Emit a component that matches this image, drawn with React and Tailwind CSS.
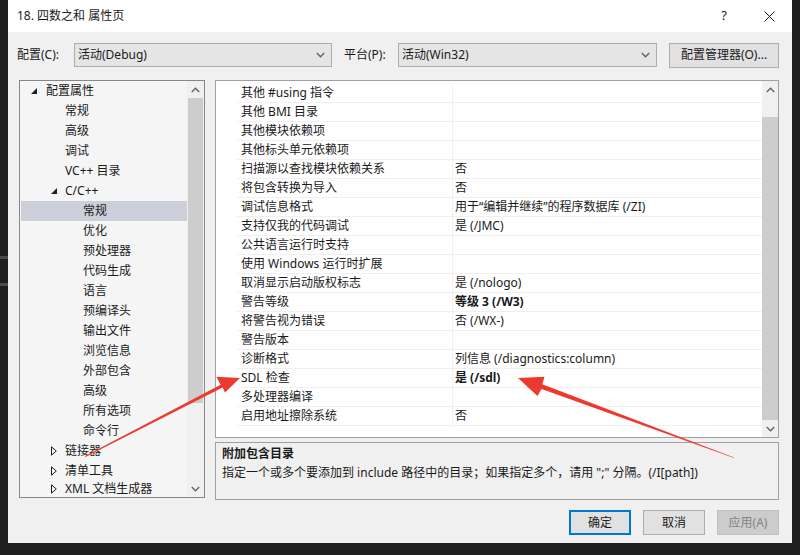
import React from 'react';

const FONT = { fontFamily: '"Noto Sans", "Noto Sans CJK SC", sans-serif' };

const treeRows = [
  { label: '配置属性', level: 0, open: true },
  { label: '常规', level: 1 },
  { label: '高级', level: 1 },
  { label: '调试', level: 1 },
  { label: 'VC++ 目录', level: 1 },
  { label: 'C/C++', level: 1, open: true },
  { label: '常规', level: 2, selected: true },
  { label: '优化', level: 2 },
  { label: '预处理器', level: 2 },
  { label: '代码生成', level: 2 },
  { label: '语言', level: 2 },
  { label: '预编译头', level: 2 },
  { label: '输出文件', level: 2 },
  { label: '浏览信息', level: 2 },
  { label: '外部包含', level: 2 },
  { label: '高级', level: 2 },
  { label: '所有选项', level: 2 },
  { label: '命令行', level: 2 },
  { label: '链接器', level: 1, closed: true },
  { label: '清单工具', level: 1, closed: true },
  { label: 'XML 文档生成器', level: 1, closed: true },
];

const props = [
  ['其他 #using 指令', ''],
  ['其他 BMI 目录', ''],
  ['其他模块依赖项', ''],
  ['其他标头单元依赖项', ''],
  ['扫描源以查找模块依赖关系', '否'],
  ['将包含转换为导入', '否'],
  ['调试信息格式', '用于“编辑并继续”的程序数据库 (/ZI)'],
  ['支持仅我的代码调试', '是 (/JMC)'],
  ['公共语言运行时支持', ''],
  ['使用 Windows 运行时扩展', ''],
  ['取消显示启动版权标志', '是 (/nologo)'],
  ['警告等级', '等级 3 (/W3)', true],
  ['将警告视为错误', '否 (/WX-)'],
  ['警告版本', ''],
  ['诊断格式', '列信息 (/diagnostics:column)'],
  ['SDL 检查', '是 (/sdl)', true],
  ['多处理器编译', ''],
  ['启用地址擦除系统', '否'],
];

function Chevron({ up = false, className = '' }) {
  return (
    <svg width="9" height="6" viewBox="0 0 9 6" className={className}>
      <path
        d={up ? 'M0.8 5 L4.5 1.2 L8.2 5' : 'M0.8 1 L4.5 4.8 L8.2 1'}
        fill="none"
        stroke="#606060"
        strokeWidth="1.3"
      />
    </svg>
  );
}

function Combo({ text, width }) {
  return (
    <div className={`${width} h-[24px] bg-[#e5e5e5] border border-[#adadad] flex items-center pl-[3px] pr-[6px]`}>
      <span className="flex-1">{text}</span>
      <Chevron />
    </div>
  );
}

function TreeRow({ row, last }) {
  const pad = row.level === 0 ? 'pl-[10px]' : row.level === 1 ? (row.open || row.closed ? 'pl-[30px]' : 'pl-[44px]') : 'pl-[62px]';
  return (
    <div className={`${last ? 'h-[16px] pb-[1px]' : 'h-[20px]'} flex items-center ml-[1px] ${pad} ${row.selected ? 'bg-[#cdd0db]' : ''}`}>
      {row.open && (
        <span className={`flex items-center ${row.level === 0 ? 'w-[15px]' : 'w-[14px]'}`}>
          <svg width="6" height="6" viewBox="0 0 6 6">
            <polygon points="6,0 6,6 0,6" fill="#1e1e1e" />
          </svg>
        </span>
      )}
      {row.closed && (
        <span className="flex items-center w-[14px]">
          <svg width="6" height="10" viewBox="0 0 6 10">
            <polygon points="0.5,0.8 5.3,5 0.5,9.2" fill="none" stroke="#1e1e1e" strokeWidth="1" />
          </svg>
        </span>
      )}
      <span className="whitespace-nowrap">{row.label}</span>
    </div>
  );
}

function Arrows() {
  return (
    <svg className="absolute left-0 top-0 pointer-events-none" width="800" height="555" viewBox="0 0 800 555">
      <polygon
        points="85,456 220.6,384.8 216.4,376.8 240,378 225,392.6 222.6,387.6 85.4,457"
        fill="#ec3a2f"
      />
      <polygon
        points="734,458 541.6,388.9 537.5,396 518,378 544.5,376.8 542.3,384.2 734,457.4"
        fill="#ec3a2f"
      />
    </svg>
  );
}

export default function App() {
  return (
    <div className="relative w-[800px] h-[555px] bg-[#1e1e1e] flex text-[12px] text-[#1a1a1a] overflow-hidden" style={FONT}>
      {/* background app strip on the left */}
      <div className="w-[8px] flex flex-col">
        <div className="h-[256px]" />
        <div className="h-[3px] bg-[#4a4a4a]" />
        <div className="h-[24px]" />
        <div className="h-[3px] bg-[#4a4a4a]" />
      </div>

      <div className="w-[784px] h-[543px] bg-[#f0f0f0] flex flex-col">
        {/* title bar */}
        <div className="h-[32px] bg-white flex items-center pl-[9px] pr-[17px]">
          <span className="flex-1">18. 四数之和 属性页</span>
          <span className="text-[13px] mr-[37px]">?</span>
          <svg width="11" height="11" viewBox="0 0 11 11">
            <path d="M0.5 0.5 L10.5 10.5 M10.5 0.5 L0.5 10.5" stroke="#1a1a1a" strokeWidth="1" />
          </svg>
        </div>

        {/* configuration toolbar */}
        <div className="mt-[10px] h-[26px] flex items-center pl-[9px]">
          <span className="w-[57px]">配置(C):</span>
          <Combo text="活动(Debug)" width="w-[258px]" />
          <span className="ml-[12px] w-[54px]">平台(P):</span>
          <Combo text="活动(Win32)" width="w-[259px]" />
          <div className="ml-[12px] w-[110px] h-[25px] bg-[#e1e1e1] border border-[#adadad] flex items-center justify-center">
            配置管理器(O)...
          </div>
        </div>

        {/* main area */}
        <div className="mt-[12px] flex pl-[11px]">
          {/* tree */}
          <div className="w-[186px] h-[418px] border border-[#828790] bg-[#f5f5f5] flex">
            <div className="flex-1 overflow-hidden">
              {treeRows.map((r, i) => (
                <TreeRow key={i} row={r} last={i === treeRows.length - 1} />
              ))}
            </div>
            <div className="w-[17px] bg-[#f0f0f0] flex flex-col">
              <div className="h-[17px] flex items-center justify-center">
                <Chevron up />
              </div>
              <div className="flex-1 flex justify-center">
                <div className="w-[15px] h-[305px] bg-[#cdcdcd]" />
              </div>
              <div className="h-[17px] flex items-center justify-center">
                <Chevron />
              </div>
            </div>
          </div>

          <div className="ml-[10px] w-[564px] flex flex-col">
            {/* property grid */}
            <div className="h-[358px] border border-[#a0a0a0] bg-white flex">
              <div className="flex-1 pt-[3px]">
                {props.map(([name, value, bold], i) => (
                  <div key={i} className="h-[19px] flex">
                    <div className="w-[21px]" />
                    <div className="flex-1 flex border-b border-[#f0f0f0]">
                      <div className="w-[215px] pl-[4px] flex items-center whitespace-nowrap">{name}</div>
                      <div className={`flex-1 border-l border-[#f0f0f0] pl-[2px] flex items-center whitespace-nowrap ${bold ? 'font-bold' : ''}`}>
                        {value}
                      </div>
                    </div>
                  </div>
                ))}
              </div>
              <div className="w-[16px] bg-[#f0f0f0] flex flex-col">
                <div className="h-[17px] flex items-center justify-center">
                  <Chevron up />
                </div>
                <div className="flex-1 pt-[19px]">
                  <div className="h-[303px] bg-[#cdcdcd]" />
                </div>
                <div className="h-[17px] flex items-center justify-center">
                  <Chevron />
                </div>
              </div>
            </div>

            {/* description */}
            <div className="mt-[4px] h-[58px] border border-[#a0a0a0] bg-[#f0f0f0] pl-[6px] pt-[1px] leading-[19px]">
              <div className="font-bold">附加包含目录</div>
              <div className="whitespace-nowrap">
                指定一个或多个要添加到 include 路径中的目录；如果指定多个，请用 ";" 分隔。(/I[path])
              </div>
            </div>
          </div>
        </div>

        {/* buttons */}
        <div className="mt-[10px] flex justify-end pr-[13px] gap-[12px]">
          <div className="w-[62px] h-[25px] bg-[#e1e1e1] border-2 border-[#0078d7] flex items-center justify-center">确定</div>
          <div className="w-[62px] h-[25px] bg-[#e1e1e1] border border-[#adadad] flex items-center justify-center">取消</div>
          <div className="w-[62px] h-[25px] bg-[#cccccc] border border-[#bfbfbf] text-[#838383] flex items-center justify-center">应用(A)</div>
        </div>
      </div>

      <Arrows />
    </div>
  );
}
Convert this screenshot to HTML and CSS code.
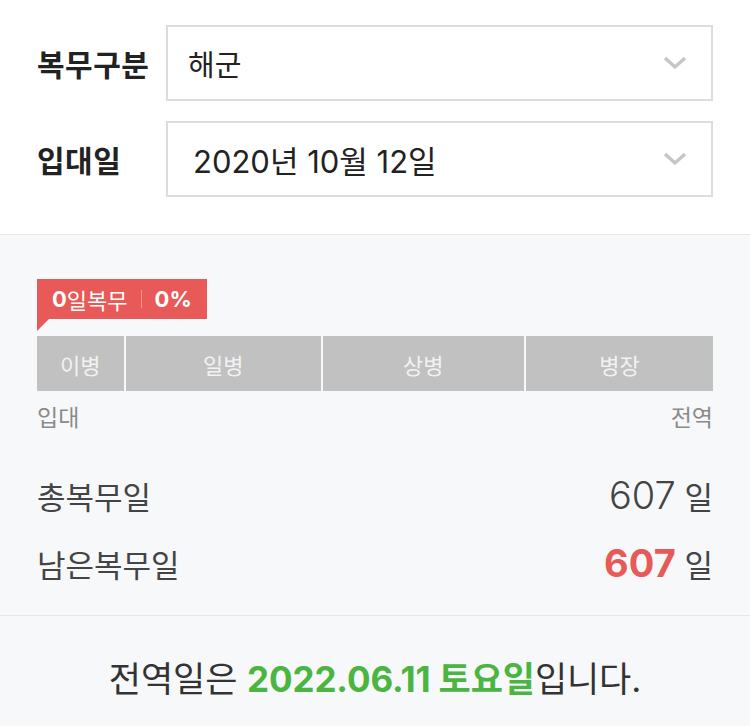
FILE: index.html
```html
<!DOCTYPE html>
<html lang="ko">
<head>
  <meta charset="UTF-8" />
  <meta name="viewport" content="width=device-width, initial-scale=1.0"/>
  <title>전역일 계산기</title>
  <link rel="stylesheet" href="styles.css">
</head>
<body>
  <section class="form">
    <div class="row">
      <span class="label">복무구분</span>
      <div class="select">
        <span class="value">해군</span>
        <svg class="chevron" width="24" height="14" viewBox="0 0 24 14"><path d="M2 2l10 9 10-9" fill="none" stroke="#c6c6c6" stroke-width="3.5"/></svg>
      </div>
    </div>
    <div class="row">
      <span class="label">입대일</span>
      <div class="select">
        <span class="value date">2020년 10월 12일</span>
        <svg class="chevron" width="24" height="14" viewBox="0 0 24 14"><path d="M2 2l10 9 10-9" fill="none" stroke="#c6c6c6" stroke-width="3.5"/></svg>
      </div>
    </div>
  </section>

  <section class="progress">
    <div class="badge"><b>0</b>일복무<span class="sep"></span><b>0%</b></div>
    <div class="ranks">
      <div class="rank" style="flex: 87">이병</div>
      <div class="rank" style="flex: 196">일병</div>
      <div class="rank" style="flex: 202">상병</div>
      <div class="rank" style="flex: 188">병장</div>
    </div>
    <div class="ends">
      <span>입대</span>
      <span>전역</span>
    </div>

    <div class="stat">
      <span class="name">총복무일</span>
      <span class="days"><em>607</em> 일</span>
    </div>
    <div class="stat">
      <span class="name">남은복무일</span>
      <span class="days"><em class="left">607</em> 일</span>
    </div>
  </section>

  <section class="result">
    전역일은 <strong>2022.06.11 토요일</strong>입니다.
  </section>
</body>
</html>
```

FILE: styles.css
```css
:root {
  --text: #333;
  --red: #e85a58;
  --green: #4ab540;
  --bar: #c1c1c1;
  --soft: #f7f8fa;
}

body {
  margin: 0;
  font-family: Inter, "Noto Sans CJK KR", sans-serif;
  color: var(--text);
  background: var(--soft);
}

.form {
  background: #fff;
  padding: 25px 37px 37px;
  border-bottom: 1px solid #e8e9ec;
}

.row {
  display: flex;
  align-items: center;
}

.row + .row {
  margin-top: 20px;
}

.label {
  width: 129px;
  font-size: 30px;
  font-weight: bold;
  color: #222;
  letter-spacing: 0.5px;
}

.select {
  flex: 1;
  height: 72px;
  border: 2px solid #dcdcdc;
  display: flex;
  align-items: center;
  justify-content: space-between;
  padding: 0 24px 0 20px;
}

.value {
  font-size: 29px;
  color: #222;
}

.value.date {
  margin-left: 5px;
  font-size: 31px;
  letter-spacing: 0;
}

.progress {
  padding: 44px 37px 18px;
  border-bottom: 1px solid #e8e9ee;
}

.badge {
  position: relative;
  display: inline-flex;
  align-items: center;
  height: 40px;
  padding: 0 15px;
  background: var(--red);
  color: #fff;
  font-size: 22px;
}

.badge::after {
  content: "";
  position: absolute;
  left: 0;
  top: 40px;
  border-top: 12px solid var(--red);
  border-right: 12px solid transparent;
}

.badge b {
  font-weight: bold;
}

.sep {
  width: 1px;
  height: 18px;
  background: #f29896;
  margin: 0 13px;
}

.ranks {
  display: flex;
  gap: 2px;
  margin-top: 17px;
  height: 55px;
}

.rank {
  background: var(--bar);
  color: #f2f2f2;
  font-size: 22px;
  display: flex;
  align-items: center;
  justify-content: center;
}

.ends {
  display: flex;
  justify-content: space-between;
  color: #8a8a8a;
  font-size: 23px;
  margin-top: 8px;
}

.stat {
  display: flex;
  justify-content: space-between;
  align-items: center;
  height: 68px;
  font-size: 31px;
  color: #444;
}

.ends + .stat {
  margin-top: 28px;
}

.days em {
  font-style: normal;
  font-size: 38px;
  font-weight: 300;
}

.days em.left {
  color: var(--red);
  font-weight: bold;
}

.result {
  text-align: center;
  font-size: 35px;
  color: #333;
  padding: 35px 0 0;
  letter-spacing: -0.1px;
}

.result strong {
  color: var(--green);
}
```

[WHAT TO PRODUCE]: Using the listing, copy every line where the word "this" shows up.

[EXERCISE SOLUTION]:
Emit a component that matches this image, drawn with React and Tailwind CSS.
Convert this screenshot to HTML and CSS code.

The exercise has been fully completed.